Philippines
Petronila Cleto
As part of the late 1960s radical and political student movement at the
University of the Philippines, Petronila Cleto went into theatre organizing
among out-of-school youth and working students, and also into child
education among the urban poor of Manila. Surviving Ferdinand Marcos's
martial law in the 70s, which forced the student movement underground, she
became a journalist, well-known for her investigative reporting on human
rights stories, socio-economic issues as well as feminist issues. Her poetry
and plays also revolved around the same themes of injustice and the people's
democratic rights. In the late 80s, her reportage on a Marcos ally, who was
terrorizing the journalists in the Visayan part of the archipelago, brought
her a million-peso libel suit.

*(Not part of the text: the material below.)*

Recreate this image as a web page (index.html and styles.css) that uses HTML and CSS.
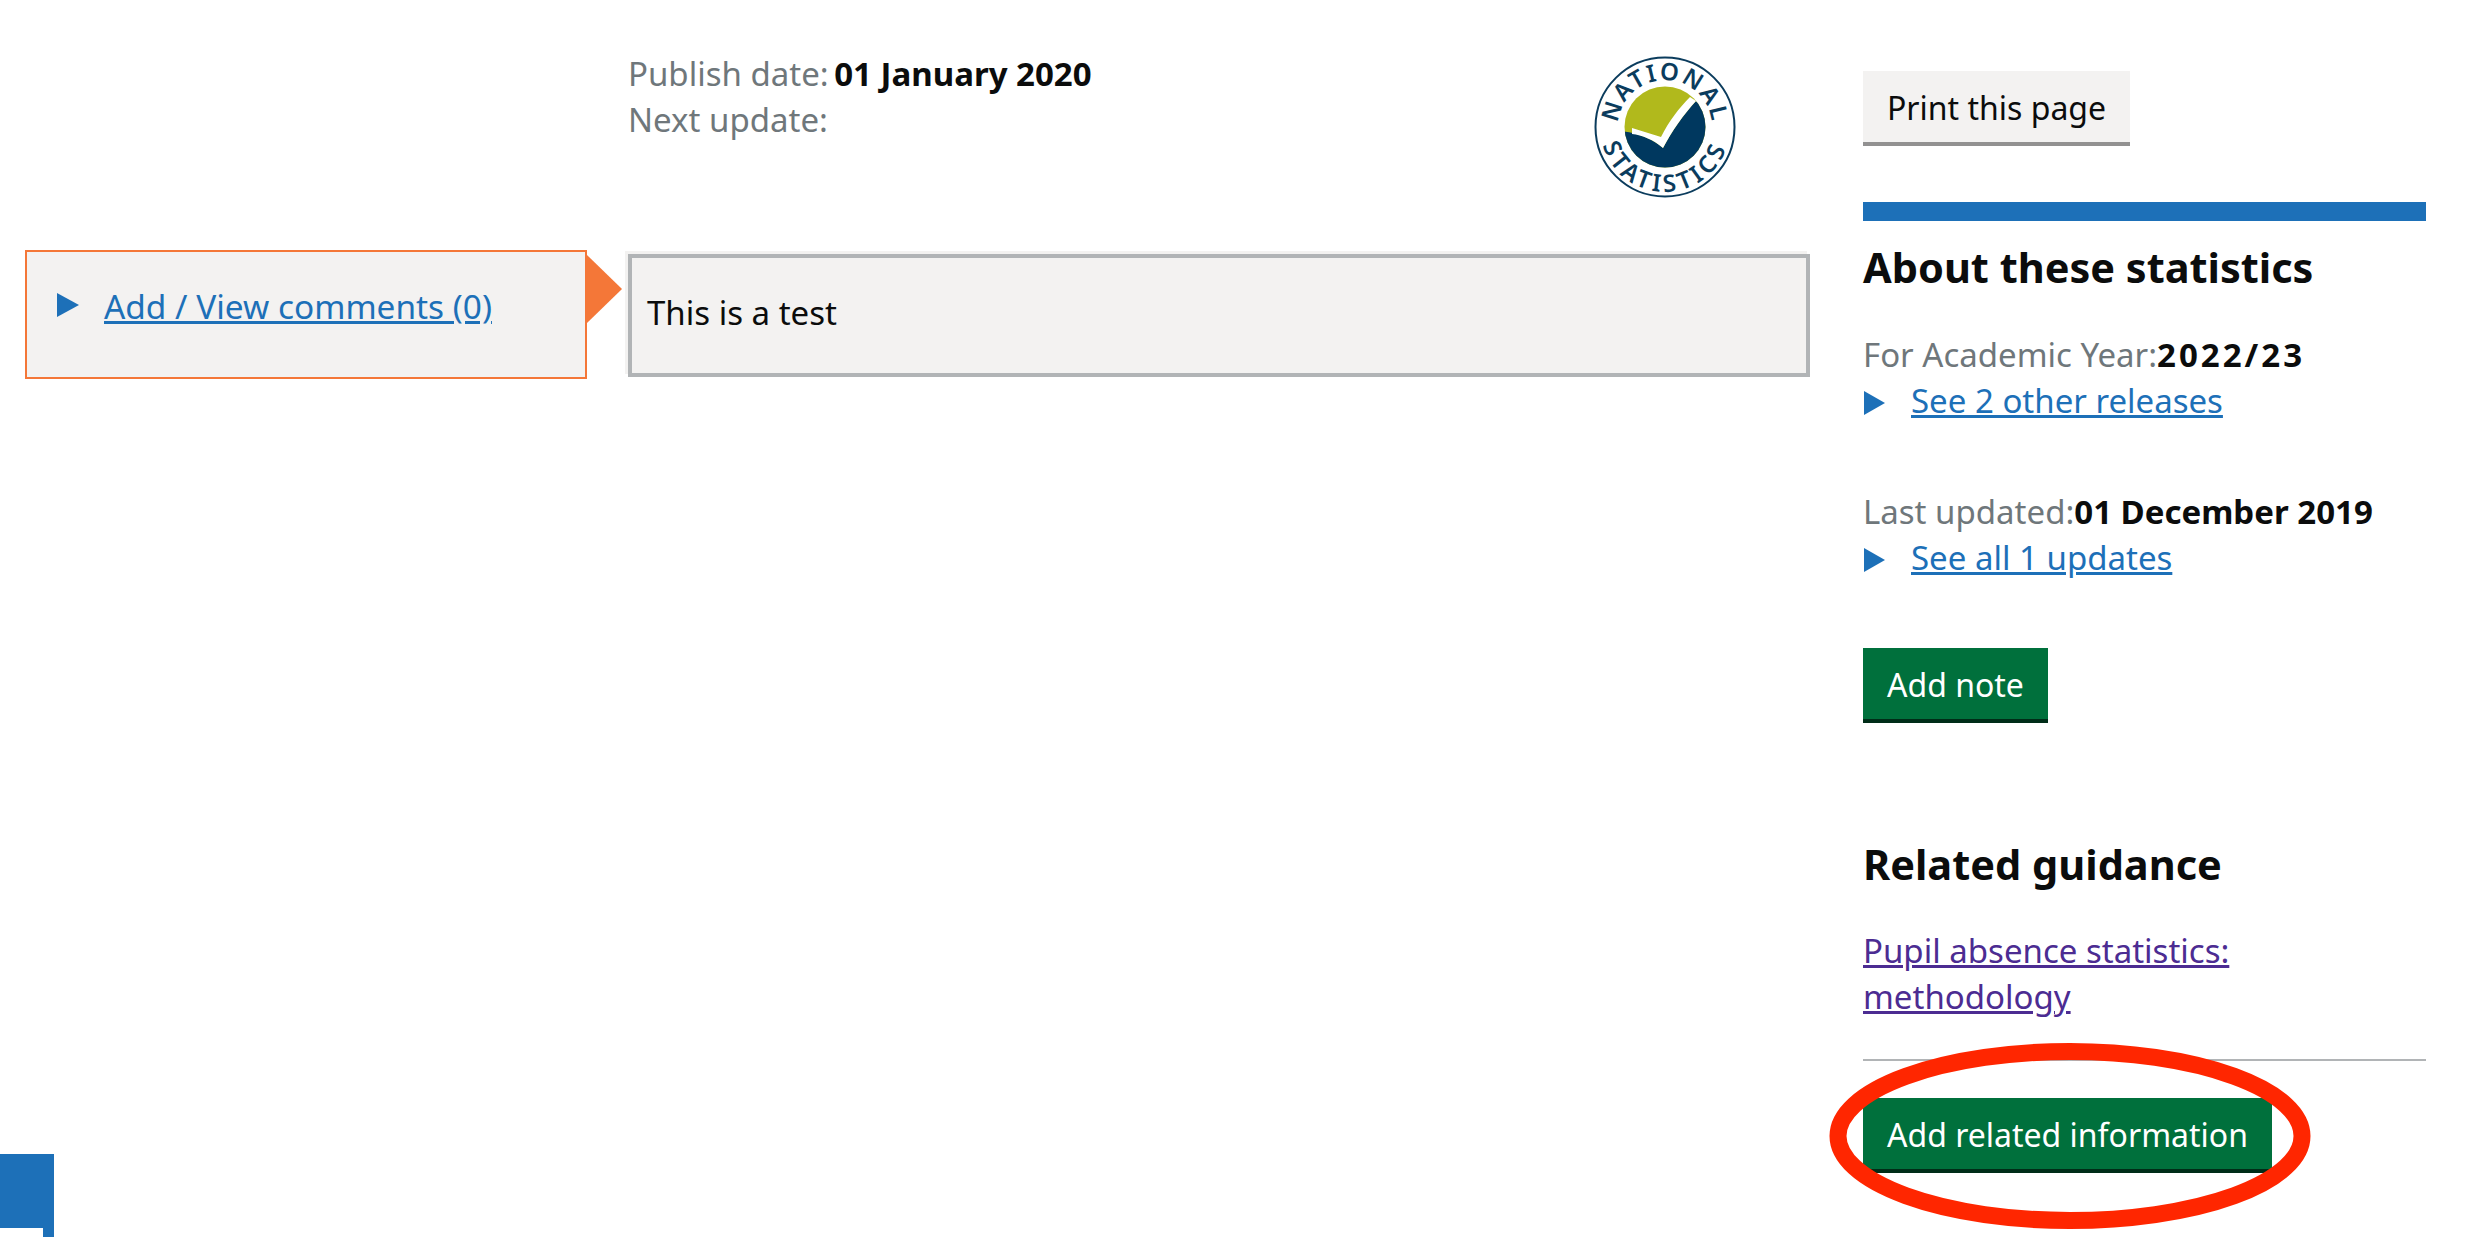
FILE: index.html
```html
<!DOCTYPE html>
<html lang="en">
<head>
    <meta charset="UTF-8">
    <title>Pupil absence statistics</title>
    <link rel="stylesheet" href="styles.css">
</head>
<body>

    <div class="page">
        <div class="comments">
            <div class="comment-box">
                <span class="arrow"></span>
                <a href="#" class="link">Add / View comments (0)</a>
            </div>
        </div>

        <main class="content">
            <div class="meta">
                <p class="meta-text">
                    <span class="grey">Publish date:</span> <b class="date">01 January 2020</b><br>
                    <span class="grey">Next update:</span>
                </p>
                <svg class="logo" viewBox="0 0 142 142" width="142" height="142">
                    <defs>
                        <path id="arcTop" d="M 26.8 87.1 A 47 47 0 1 1 115.2 87.1"></path>
                        <path id="arcBottom" d="M 9.9 48.8 A 65 65 0 1 0 132.1 48.8"></path>
                        <clipPath id="disc"><circle cx="71" cy="71" r="40.5"></circle></clipPath>
                    </defs>
                    <circle cx="71" cy="71" r="69.5" fill="#fff" stroke="#0b3c5d" stroke-width="2"></circle>
                    <g clip-path="url(#disc)">
                        <rect width="142" height="142" fill="#b1b91c"></rect>
                        <path d="M 25 75 C 40 76 58 82 69 92 C 78 75 90 58 102 45 L 125 60 L 125 125 L 20 125 Z" fill="#00385f"></path>
                        <path d="M 38 72 L 67 81 C 75 65 85 52 96 41 L 102 45 C 90 58 78 75 69 92 C 60 84 48 79 38 78 Z" fill="#fff"></path>
                    </g>
                    <text class="logo-text logo-top"><textPath href="#arcTop" startOffset="50%" text-anchor="middle">NATIONAL</textPath></text>
                    <text class="logo-text logo-bottom"><textPath href="#arcBottom" startOffset="50%" text-anchor="middle">STATISTICS</textPath></text>
                </svg>
            </div>
            <div class="release-note">This is a test</div>
        </main>

        <aside class="sidebar">
            <a href="#" class="btn btn-grey">Print this page</a>
            <div class="blue-bar"></div>
            <h2 class="first-title">About these statistics</h2>

            <p class="row first-row"><span class="grey">For Academic Year:</span><b class="year">2022/23</b></p>
            <p class="row"><span class="tri"></span><a href="#" class="link">See 2 other releases</a></p>

            <p class="row next-row"><span class="grey">Last updated:</span><b>01 December 2019</b></p>
            <p class="row"><span class="tri"></span><a href="#" class="link">See all 1 updates</a></p>

            <a href="#" class="btn btn-green note-btn">Add note</a>

            <h2 class="related-title">Related guidance</h2>
            <p class="related-links"><a href="#" class="visited">Pupil absence statistics:<br>methodology</a></p>
            <hr class="rule">
            <a href="#" class="btn btn-green">Add related information</a>
        </aside>
    </div>

    <div class="corner"><span></span></div>

    <svg class="circle-mark" width="482" height="186" viewBox="0 0 482 186">
        <ellipse cx="241" cy="93" rx="232" ry="84.5" fill="none" stroke="#ff2600" stroke-width="17"></ellipse>
    </svg>

</body>
</html>
```

FILE: styles.css
```css
html, body {
    margin: 0;
    height: 100%;
    overflow: hidden;
    background-color: #fff;
}
body {
    font-family: "Noto Sans", sans-serif;
    font-size: 33px;
    line-height: 46px;
    color: #0b0c0c;
    position: relative;
}
p {
    margin: 0;
}
b {
    font-weight: 700;
}
.grey {
    color: #6f777b;
}
.link {
    color: #1d70b8;
    text-decoration: underline;
}
.visited {
    color: #4c2c92;
}
.date {
    margin-left: -3px;
}
.year {
    letter-spacing: 3px;
}
.page {
    display: flex;
    align-items: flex-start;
}
.comments {
    width: 562px;
    margin-left: 25px;
    padding-top: 250px;
}
.comment-box {
    position: relative;
    height: 129px;
    box-sizing: border-box;
    background-color: #f3f2f1;
    border: 2px solid #f47738;
    padding: 31px 0 0 77px;
}
.comment-box .link {
    font-size: 33.4px;
}
.comment-box::before {
    content: "";
    position: absolute;
    left: 30px;
    top: 41px;
    border-left: 22px solid #1d70b8;
    border-top: 12px solid transparent;
    border-bottom: 12px solid transparent;
}
.arrow {
    position: absolute;
    left: 560px;
    top: 3px;
    border-left: 35px solid #f47738;
    border-top: 34px solid transparent;
    border-bottom: 34px solid transparent;
}
.content {
    width: 1182px;
    margin-left: 41px;
    padding-top: 51px;
}
.meta {
    display: flex;
    justify-content: space-between;
    height: 203px;
    padding-right: 74px;
}
.logo {
    margin-top: 5px;
    overflow: visible;
}
.logo-text {
    font-family: "Noto Sans", sans-serif;
    font-size: 24px;
    font-weight: 600;
    fill: #0b3c5d;
}
.logo-top {
    letter-spacing: 2px;
}
.logo-bottom {
    letter-spacing: 4px;
}
.release-note {
    height: 123px;
    box-sizing: border-box;
    background-color: #f3f2f1;
    border: 4px solid #b1b4b6;
    box-shadow: -3px -3px 0 #f3f2f1;
    padding: 32px 15px 0;
}
.sidebar {
    width: 563px;
    margin-left: 53px;
    padding-top: 71px;
}
.btn {
    display: table;
    box-sizing: border-box;
    height: 71px;
    line-height: 69px;
    padding: 2px 24px 0;
    font-size: 32px;
    text-decoration: none;
}
.btn-grey {
    background-color: #f3f2f1;
    color: #0b0c0c;
    box-shadow: 0 4px 0 #929191;
}
.btn-green {
    background-color: #00703c;
    color: #fff;
    box-shadow: 0 4px 0 #002d18;
}
.blue-bar {
    height: 19px;
    margin-top: 60px;
    background-color: #1d70b8;
}
h2 {
    font-size: 41.5px;
    line-height: 50px;
    font-weight: 700;
    margin: 0;
}
.first-title {
    margin-top: 21px;
}
.first-row {
    margin-top: 40px;
}
.next-row {
    margin-top: 65px;
}
.tri {
    display: inline-block;
    border-left: 21px solid #1d70b8;
    border-top: 12px solid transparent;
    border-bottom: 12px solid transparent;
    margin: 0 26px 0 1px;
    vertical-align: -2px;
}
.note-btn {
    margin-top: 67px;
}
.related-title {
    margin-top: 120px;
}
.related-links {
    margin-top: 39px;
}
.rule {
    height: 2px;
    margin: 39px 0 37px;
    border: 0;
    background-color: #b1b4b6;
}
.corner {
    position: absolute;
    left: 0;
    bottom: 0;
    width: 54px;
    height: 83px;
    background-color: #1d70b8;
}
.corner span {
    position: absolute;
    left: 0;
    bottom: 0;
    width: 43px;
    height: 9px;
    background-color: #fff;
}
.circle-mark {
    position: absolute;
    left: 1829px;
    top: 1043px;
}
```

Although that fizzled out, the sense of being
under surveillance began to weigh on her. Meanwhile, the unrecognized civil
war in the country raged on, and the censorship of the press kept much of
the truth hidden from the public.
Cleto, who came to Canada in the early 1990s, is currently working on a project to advocate for the journalists in her country, who are now, more than any other time in its history, under the peril of being killed because of their messages of truth. She is also working on a series of travel poems and on her first novel. Cleto was a writer in residence at McMaster University from January to April of 2008. She recently staged a reading of her new play Operetang Maynila about the inequities of the live-in caregiver program in Canada.